### Problem requirements
Determine how many lines contain the string "this". Reply with that figure and nothing else.

————

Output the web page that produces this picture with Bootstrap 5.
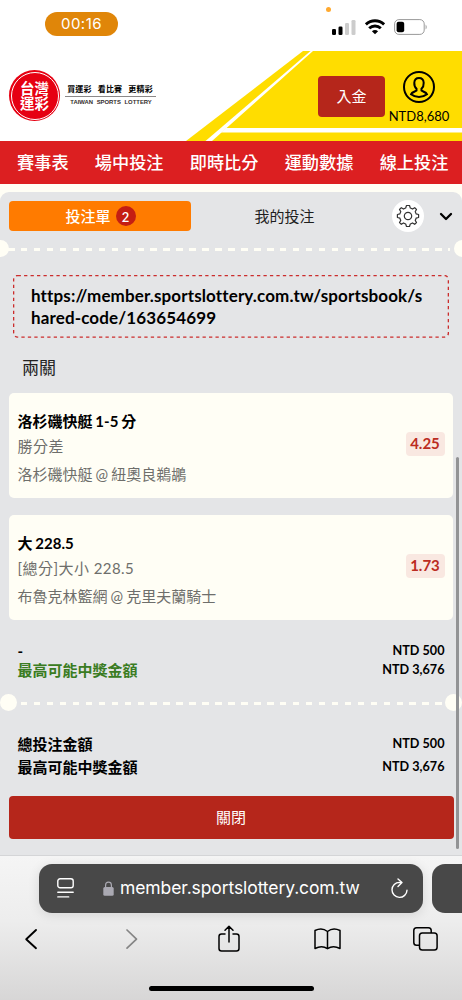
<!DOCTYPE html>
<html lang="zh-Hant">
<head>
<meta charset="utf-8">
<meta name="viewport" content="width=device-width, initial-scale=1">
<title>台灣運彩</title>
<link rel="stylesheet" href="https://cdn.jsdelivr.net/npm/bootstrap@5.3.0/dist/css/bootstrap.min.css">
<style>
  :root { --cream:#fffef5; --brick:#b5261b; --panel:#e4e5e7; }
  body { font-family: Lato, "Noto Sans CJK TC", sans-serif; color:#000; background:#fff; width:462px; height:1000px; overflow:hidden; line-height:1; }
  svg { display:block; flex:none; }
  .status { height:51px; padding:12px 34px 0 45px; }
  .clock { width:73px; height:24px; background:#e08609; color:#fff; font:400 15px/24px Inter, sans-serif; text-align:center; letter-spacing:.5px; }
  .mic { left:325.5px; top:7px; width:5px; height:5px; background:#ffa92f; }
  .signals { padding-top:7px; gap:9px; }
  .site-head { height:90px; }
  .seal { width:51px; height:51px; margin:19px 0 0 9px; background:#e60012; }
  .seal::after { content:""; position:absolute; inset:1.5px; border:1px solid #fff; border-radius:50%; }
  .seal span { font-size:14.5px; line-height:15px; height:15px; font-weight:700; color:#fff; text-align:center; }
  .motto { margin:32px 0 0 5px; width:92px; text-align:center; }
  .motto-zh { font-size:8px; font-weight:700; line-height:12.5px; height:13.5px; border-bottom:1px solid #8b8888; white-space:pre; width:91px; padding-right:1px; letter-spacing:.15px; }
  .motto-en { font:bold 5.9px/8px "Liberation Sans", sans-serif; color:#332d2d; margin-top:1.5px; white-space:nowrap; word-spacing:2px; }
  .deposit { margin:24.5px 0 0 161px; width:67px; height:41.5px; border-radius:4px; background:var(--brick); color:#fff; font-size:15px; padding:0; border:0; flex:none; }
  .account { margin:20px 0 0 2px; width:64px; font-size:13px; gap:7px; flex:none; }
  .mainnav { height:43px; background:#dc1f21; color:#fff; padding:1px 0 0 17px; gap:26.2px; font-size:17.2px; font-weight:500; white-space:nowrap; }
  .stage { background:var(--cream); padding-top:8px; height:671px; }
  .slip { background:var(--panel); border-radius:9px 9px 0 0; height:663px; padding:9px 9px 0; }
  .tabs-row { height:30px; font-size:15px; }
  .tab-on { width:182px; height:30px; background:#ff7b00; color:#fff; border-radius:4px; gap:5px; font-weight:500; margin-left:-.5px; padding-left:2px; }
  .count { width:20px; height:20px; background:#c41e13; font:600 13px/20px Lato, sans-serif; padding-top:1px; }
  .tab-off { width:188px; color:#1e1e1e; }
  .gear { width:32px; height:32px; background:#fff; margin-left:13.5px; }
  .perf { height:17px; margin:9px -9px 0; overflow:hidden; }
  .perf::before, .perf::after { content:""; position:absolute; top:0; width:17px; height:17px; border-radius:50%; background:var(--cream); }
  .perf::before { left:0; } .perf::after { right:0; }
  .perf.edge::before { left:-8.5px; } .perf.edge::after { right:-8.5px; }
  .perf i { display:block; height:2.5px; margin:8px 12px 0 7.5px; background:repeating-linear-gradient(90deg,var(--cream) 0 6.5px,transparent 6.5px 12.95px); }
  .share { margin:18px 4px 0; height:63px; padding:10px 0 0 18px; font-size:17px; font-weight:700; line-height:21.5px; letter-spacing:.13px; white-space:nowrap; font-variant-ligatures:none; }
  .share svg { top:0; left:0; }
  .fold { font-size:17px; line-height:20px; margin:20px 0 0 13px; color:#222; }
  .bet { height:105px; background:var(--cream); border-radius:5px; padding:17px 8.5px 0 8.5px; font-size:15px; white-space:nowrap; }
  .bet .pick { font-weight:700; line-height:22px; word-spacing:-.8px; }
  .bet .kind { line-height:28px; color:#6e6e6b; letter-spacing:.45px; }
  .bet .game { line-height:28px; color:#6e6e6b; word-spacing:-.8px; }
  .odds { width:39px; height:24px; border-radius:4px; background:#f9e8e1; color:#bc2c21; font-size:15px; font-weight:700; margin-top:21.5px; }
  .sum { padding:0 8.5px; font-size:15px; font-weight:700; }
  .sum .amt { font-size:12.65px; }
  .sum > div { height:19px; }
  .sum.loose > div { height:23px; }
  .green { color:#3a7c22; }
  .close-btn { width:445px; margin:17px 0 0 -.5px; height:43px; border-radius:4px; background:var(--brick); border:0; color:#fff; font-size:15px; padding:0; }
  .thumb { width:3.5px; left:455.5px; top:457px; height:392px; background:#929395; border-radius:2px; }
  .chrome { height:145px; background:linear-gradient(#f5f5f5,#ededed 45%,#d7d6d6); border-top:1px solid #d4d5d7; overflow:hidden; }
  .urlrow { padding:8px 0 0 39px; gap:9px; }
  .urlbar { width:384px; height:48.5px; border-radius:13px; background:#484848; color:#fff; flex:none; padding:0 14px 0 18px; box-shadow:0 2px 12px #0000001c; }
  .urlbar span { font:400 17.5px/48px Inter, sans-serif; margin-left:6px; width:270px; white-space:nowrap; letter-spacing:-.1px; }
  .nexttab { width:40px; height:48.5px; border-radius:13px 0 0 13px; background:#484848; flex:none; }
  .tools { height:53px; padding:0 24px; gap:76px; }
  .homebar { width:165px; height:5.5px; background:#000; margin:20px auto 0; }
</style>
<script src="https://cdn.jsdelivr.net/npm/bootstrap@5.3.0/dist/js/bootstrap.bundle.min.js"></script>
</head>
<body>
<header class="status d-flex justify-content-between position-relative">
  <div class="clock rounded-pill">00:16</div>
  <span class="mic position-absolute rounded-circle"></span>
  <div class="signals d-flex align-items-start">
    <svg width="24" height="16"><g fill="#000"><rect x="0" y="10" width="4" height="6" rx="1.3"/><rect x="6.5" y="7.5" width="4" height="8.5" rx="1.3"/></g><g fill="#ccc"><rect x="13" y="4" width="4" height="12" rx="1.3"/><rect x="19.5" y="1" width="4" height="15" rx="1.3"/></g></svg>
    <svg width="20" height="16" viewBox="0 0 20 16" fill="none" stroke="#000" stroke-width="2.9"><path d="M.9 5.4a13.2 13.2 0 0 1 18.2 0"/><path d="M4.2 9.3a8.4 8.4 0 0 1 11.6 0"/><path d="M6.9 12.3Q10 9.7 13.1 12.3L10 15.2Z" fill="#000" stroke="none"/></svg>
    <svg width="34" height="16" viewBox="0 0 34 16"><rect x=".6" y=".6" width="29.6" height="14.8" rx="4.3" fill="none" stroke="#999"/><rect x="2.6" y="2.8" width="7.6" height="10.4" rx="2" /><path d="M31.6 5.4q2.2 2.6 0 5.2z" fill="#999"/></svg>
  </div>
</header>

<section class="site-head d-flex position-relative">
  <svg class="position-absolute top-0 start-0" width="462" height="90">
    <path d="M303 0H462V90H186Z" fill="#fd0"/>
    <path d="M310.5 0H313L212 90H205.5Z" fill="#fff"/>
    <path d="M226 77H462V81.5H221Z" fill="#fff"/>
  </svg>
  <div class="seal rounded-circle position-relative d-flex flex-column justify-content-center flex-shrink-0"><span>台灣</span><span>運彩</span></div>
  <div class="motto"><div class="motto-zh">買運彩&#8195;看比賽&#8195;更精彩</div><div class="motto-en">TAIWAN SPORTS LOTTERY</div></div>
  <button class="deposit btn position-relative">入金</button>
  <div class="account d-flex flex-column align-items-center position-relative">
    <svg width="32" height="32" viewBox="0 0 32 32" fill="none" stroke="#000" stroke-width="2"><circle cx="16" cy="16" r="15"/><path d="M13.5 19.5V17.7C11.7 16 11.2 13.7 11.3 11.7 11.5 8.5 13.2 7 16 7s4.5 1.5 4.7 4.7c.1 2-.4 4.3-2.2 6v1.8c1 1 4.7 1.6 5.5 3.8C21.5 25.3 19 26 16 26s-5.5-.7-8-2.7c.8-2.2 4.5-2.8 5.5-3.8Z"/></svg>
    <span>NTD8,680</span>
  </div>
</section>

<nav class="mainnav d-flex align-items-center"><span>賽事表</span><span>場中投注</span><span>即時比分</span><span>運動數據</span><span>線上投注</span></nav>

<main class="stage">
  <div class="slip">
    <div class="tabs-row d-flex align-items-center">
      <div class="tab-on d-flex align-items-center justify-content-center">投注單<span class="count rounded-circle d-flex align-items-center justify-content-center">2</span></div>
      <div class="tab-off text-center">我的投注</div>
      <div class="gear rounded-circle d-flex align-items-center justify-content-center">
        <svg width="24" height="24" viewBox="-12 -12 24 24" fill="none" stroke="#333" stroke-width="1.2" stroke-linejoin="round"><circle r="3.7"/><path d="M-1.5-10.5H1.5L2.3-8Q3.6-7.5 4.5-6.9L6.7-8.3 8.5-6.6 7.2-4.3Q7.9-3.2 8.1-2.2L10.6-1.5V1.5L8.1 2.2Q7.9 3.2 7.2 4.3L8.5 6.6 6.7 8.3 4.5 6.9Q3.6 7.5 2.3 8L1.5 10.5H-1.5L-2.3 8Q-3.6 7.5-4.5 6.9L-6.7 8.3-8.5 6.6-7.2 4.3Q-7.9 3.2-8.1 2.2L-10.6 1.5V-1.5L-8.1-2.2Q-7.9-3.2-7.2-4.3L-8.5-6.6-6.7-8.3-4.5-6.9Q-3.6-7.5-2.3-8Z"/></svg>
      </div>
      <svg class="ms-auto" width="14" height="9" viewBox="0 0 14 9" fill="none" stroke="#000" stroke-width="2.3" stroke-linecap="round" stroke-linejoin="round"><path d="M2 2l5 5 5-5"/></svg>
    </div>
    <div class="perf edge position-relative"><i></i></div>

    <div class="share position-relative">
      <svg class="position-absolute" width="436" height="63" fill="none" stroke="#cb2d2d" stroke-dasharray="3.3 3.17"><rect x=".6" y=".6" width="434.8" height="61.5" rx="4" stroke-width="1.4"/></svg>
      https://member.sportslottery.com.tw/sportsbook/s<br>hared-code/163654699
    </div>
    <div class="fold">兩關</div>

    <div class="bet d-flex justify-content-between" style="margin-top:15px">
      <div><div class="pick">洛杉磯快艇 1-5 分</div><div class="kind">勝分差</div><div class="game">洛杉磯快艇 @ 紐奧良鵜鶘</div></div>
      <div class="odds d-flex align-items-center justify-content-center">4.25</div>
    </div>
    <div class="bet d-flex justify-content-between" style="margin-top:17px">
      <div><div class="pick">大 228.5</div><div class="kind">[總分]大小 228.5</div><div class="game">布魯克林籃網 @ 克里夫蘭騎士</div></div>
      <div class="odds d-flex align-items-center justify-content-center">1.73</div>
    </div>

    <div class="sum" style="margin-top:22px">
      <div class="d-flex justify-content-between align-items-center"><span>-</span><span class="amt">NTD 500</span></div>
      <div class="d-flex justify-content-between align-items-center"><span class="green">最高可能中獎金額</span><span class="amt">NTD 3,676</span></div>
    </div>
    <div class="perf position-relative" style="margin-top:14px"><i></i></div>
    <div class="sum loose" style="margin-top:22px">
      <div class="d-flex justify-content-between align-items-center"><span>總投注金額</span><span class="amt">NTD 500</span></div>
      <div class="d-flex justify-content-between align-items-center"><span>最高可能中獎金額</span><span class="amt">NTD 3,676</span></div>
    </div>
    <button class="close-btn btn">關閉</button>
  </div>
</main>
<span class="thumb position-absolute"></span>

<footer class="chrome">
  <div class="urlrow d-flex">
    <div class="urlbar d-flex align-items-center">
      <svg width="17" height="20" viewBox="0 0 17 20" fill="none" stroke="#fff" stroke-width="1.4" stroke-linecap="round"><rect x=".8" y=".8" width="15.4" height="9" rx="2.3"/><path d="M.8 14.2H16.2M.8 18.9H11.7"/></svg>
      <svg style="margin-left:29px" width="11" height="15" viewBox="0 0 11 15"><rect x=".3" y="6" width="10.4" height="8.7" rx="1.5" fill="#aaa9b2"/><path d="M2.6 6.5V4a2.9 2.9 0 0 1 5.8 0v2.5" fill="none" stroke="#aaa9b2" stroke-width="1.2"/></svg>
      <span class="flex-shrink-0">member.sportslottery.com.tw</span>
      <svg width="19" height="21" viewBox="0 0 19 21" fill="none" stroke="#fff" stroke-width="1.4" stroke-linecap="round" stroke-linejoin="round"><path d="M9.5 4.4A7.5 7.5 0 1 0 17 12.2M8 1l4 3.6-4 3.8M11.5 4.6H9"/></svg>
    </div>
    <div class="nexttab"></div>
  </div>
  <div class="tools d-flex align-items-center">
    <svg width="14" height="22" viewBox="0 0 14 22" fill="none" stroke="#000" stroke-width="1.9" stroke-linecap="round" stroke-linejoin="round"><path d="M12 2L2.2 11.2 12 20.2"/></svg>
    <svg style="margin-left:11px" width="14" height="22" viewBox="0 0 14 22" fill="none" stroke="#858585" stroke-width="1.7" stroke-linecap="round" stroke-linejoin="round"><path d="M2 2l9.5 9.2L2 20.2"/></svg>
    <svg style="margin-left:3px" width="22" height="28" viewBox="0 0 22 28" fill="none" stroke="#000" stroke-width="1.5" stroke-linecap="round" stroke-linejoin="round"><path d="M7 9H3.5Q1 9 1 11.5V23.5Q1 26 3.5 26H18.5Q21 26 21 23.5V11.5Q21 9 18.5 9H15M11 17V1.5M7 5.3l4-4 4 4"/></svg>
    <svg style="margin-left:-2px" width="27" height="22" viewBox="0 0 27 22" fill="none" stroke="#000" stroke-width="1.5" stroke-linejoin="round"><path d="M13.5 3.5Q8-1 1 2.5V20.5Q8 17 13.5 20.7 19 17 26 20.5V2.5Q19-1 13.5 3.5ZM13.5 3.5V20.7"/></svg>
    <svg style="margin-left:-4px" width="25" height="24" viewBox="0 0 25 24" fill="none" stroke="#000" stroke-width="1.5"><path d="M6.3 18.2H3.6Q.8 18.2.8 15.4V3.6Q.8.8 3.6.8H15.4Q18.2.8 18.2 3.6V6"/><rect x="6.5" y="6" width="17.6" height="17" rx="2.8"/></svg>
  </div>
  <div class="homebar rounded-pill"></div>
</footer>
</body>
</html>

————

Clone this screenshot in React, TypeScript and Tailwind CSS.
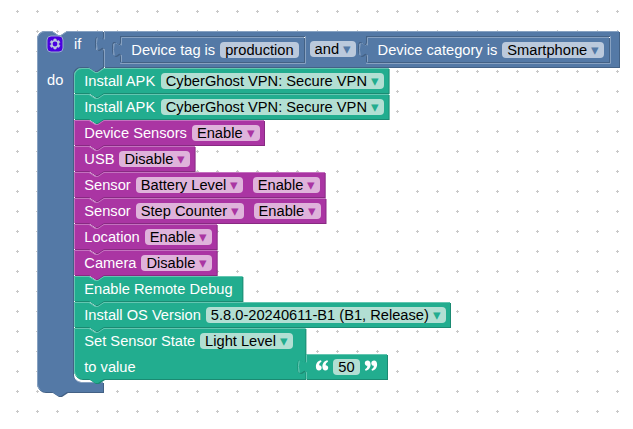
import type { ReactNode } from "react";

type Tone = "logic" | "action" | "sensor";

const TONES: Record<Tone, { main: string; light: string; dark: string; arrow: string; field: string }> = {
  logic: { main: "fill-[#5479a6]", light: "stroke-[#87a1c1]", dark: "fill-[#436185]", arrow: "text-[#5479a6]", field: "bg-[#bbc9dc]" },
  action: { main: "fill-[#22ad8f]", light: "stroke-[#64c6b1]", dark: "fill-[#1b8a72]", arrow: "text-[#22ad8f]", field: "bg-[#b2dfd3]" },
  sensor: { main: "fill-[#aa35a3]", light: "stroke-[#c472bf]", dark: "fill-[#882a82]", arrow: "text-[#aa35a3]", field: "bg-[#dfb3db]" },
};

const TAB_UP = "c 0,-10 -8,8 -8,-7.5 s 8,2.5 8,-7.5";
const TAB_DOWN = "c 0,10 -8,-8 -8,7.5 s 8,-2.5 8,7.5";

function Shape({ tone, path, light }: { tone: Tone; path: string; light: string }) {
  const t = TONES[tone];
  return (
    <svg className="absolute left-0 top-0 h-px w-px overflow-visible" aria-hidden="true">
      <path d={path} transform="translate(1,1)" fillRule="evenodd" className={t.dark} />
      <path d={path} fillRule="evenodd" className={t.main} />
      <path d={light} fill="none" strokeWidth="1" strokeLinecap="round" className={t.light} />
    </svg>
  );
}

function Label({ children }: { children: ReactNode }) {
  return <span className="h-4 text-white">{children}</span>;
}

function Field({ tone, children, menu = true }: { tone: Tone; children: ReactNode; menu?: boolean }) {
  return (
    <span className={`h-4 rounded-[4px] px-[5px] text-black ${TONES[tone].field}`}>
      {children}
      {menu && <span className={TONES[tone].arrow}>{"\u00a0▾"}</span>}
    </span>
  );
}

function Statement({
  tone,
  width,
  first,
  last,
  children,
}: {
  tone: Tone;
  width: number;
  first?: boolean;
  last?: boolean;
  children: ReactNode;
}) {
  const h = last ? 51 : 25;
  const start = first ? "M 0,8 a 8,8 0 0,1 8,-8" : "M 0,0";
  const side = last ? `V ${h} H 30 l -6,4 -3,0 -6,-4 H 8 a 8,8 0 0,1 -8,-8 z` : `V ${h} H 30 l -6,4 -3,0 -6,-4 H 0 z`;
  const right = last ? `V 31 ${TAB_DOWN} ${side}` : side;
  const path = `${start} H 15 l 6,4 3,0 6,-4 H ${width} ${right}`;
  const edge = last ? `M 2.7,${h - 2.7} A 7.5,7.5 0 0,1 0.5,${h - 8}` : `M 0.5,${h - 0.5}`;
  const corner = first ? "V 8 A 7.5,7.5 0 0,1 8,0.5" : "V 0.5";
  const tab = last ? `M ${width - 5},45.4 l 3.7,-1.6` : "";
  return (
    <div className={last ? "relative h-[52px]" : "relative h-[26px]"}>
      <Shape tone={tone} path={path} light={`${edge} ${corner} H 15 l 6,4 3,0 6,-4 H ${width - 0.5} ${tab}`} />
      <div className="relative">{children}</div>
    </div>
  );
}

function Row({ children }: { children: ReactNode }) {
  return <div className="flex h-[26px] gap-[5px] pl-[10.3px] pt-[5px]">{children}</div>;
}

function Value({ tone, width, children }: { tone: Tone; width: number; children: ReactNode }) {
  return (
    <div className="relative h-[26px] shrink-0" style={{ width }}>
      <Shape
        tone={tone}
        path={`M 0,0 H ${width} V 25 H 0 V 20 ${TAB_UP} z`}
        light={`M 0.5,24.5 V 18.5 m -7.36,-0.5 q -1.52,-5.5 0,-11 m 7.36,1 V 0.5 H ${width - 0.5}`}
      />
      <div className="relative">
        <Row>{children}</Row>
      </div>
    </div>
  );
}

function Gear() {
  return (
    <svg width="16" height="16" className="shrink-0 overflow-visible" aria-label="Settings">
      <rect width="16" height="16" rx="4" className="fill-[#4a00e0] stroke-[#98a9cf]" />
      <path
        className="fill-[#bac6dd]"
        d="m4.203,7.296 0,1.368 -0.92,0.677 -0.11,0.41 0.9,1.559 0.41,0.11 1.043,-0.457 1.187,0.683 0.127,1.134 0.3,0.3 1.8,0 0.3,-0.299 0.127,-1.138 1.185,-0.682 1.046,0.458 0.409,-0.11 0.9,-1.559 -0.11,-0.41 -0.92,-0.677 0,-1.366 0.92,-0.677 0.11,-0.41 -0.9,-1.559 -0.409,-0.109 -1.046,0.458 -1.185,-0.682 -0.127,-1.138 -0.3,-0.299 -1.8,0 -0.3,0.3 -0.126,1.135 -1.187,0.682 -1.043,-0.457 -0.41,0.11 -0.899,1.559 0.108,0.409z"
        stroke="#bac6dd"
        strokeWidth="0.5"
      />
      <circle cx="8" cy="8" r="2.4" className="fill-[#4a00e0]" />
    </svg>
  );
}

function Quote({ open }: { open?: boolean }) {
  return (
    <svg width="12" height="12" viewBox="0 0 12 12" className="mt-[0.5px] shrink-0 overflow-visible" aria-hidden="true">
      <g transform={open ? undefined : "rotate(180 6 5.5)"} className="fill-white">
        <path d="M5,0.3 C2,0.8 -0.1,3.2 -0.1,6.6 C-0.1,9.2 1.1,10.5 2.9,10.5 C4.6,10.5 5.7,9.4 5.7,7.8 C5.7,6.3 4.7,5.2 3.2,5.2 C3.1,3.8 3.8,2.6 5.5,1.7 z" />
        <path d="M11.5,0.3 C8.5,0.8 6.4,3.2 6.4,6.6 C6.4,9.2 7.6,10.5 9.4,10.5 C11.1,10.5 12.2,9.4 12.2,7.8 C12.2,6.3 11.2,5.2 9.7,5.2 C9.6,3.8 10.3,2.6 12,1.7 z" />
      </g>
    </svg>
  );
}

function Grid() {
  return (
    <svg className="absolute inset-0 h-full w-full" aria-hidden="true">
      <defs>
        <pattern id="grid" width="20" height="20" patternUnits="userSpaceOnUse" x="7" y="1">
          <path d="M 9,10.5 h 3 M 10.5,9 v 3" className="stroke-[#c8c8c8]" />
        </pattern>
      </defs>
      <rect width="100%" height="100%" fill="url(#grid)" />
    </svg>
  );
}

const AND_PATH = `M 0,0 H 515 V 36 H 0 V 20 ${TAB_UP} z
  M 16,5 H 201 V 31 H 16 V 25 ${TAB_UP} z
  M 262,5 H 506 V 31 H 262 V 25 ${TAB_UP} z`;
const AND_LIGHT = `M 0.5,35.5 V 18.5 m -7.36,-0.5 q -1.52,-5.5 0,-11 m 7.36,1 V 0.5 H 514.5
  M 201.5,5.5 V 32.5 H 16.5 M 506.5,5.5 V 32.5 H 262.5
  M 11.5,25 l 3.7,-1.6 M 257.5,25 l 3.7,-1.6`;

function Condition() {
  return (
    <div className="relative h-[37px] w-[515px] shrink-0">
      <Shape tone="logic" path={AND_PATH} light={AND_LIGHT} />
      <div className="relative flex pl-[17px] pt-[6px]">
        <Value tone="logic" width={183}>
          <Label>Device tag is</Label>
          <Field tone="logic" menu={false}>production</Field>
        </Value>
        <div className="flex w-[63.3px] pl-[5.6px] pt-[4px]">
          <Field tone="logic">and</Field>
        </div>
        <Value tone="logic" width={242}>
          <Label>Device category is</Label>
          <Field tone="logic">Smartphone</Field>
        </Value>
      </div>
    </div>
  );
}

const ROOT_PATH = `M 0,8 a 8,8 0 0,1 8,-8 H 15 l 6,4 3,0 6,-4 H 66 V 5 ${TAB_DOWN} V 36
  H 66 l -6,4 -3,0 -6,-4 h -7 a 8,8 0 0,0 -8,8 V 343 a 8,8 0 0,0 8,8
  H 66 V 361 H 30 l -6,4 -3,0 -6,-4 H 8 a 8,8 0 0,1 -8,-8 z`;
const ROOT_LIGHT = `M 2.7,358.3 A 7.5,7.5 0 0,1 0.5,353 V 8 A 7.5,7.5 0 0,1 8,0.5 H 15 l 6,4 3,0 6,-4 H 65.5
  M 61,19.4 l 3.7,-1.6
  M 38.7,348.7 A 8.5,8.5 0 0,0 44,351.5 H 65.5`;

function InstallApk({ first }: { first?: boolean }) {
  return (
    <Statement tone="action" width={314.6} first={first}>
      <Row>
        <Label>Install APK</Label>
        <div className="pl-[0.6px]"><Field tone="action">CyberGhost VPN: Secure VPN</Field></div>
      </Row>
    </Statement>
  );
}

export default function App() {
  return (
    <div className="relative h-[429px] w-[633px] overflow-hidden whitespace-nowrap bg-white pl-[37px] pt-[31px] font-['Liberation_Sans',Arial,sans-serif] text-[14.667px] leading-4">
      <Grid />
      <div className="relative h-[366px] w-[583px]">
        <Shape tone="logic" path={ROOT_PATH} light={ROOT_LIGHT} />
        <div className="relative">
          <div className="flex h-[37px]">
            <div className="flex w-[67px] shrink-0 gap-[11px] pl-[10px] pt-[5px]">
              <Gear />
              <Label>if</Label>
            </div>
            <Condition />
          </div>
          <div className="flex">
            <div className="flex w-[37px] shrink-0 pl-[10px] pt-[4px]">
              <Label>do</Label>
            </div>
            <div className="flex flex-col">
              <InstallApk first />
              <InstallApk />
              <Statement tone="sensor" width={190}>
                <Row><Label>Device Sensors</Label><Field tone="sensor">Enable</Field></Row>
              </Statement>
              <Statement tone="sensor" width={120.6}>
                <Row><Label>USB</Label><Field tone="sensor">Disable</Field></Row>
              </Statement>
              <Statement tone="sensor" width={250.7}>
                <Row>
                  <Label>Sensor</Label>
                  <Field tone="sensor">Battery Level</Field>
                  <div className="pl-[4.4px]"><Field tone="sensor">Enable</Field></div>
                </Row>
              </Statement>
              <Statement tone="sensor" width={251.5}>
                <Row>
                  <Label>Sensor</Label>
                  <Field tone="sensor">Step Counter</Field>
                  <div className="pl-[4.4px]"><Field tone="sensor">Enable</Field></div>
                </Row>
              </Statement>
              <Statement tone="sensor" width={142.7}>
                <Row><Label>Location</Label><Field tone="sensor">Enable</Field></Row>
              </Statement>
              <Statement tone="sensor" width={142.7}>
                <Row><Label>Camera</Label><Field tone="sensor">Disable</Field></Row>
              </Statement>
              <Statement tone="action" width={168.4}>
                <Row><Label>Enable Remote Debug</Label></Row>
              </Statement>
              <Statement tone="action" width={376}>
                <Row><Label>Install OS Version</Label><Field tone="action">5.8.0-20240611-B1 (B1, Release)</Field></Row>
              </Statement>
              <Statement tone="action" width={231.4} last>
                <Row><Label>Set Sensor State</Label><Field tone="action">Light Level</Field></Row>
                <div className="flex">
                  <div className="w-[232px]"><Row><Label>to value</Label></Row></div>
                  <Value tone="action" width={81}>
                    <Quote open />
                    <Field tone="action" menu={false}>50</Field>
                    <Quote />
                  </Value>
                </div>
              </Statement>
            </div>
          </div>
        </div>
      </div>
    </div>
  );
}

————

### Complete output
2